_RECORDED DATA_.
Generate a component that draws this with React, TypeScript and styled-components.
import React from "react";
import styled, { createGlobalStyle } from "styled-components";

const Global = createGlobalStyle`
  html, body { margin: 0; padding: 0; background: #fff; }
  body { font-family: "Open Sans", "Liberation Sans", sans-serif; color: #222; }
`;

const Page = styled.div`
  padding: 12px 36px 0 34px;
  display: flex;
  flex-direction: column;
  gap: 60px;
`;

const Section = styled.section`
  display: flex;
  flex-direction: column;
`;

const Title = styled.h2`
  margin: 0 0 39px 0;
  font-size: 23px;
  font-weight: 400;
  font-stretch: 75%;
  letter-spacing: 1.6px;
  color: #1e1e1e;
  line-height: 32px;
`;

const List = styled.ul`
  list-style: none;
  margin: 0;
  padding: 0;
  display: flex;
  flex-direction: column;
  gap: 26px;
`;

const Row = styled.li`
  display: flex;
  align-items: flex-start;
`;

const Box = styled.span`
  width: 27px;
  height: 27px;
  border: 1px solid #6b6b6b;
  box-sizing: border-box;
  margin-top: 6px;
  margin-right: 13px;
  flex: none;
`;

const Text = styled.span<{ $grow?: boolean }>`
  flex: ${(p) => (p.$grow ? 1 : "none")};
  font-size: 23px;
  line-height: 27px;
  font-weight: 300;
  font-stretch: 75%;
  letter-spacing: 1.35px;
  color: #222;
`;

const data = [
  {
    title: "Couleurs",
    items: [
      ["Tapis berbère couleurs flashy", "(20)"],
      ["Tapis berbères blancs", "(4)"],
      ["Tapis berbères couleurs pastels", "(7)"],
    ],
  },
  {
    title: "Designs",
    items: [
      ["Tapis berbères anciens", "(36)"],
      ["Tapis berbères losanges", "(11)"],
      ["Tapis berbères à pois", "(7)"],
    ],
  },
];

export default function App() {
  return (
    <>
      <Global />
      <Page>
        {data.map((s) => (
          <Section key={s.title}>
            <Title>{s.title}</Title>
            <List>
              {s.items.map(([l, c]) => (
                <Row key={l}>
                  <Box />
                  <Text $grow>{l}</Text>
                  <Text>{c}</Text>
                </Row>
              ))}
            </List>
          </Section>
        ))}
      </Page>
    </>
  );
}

_TO BE DONE_.
Reproduce every line of the listing above in which the string "components" appears.

_FULL OUTPUT_.
Generate a component that draws this with React, TypeScript and styled-components.
import styled, { createGlobalStyle } from "styled-components";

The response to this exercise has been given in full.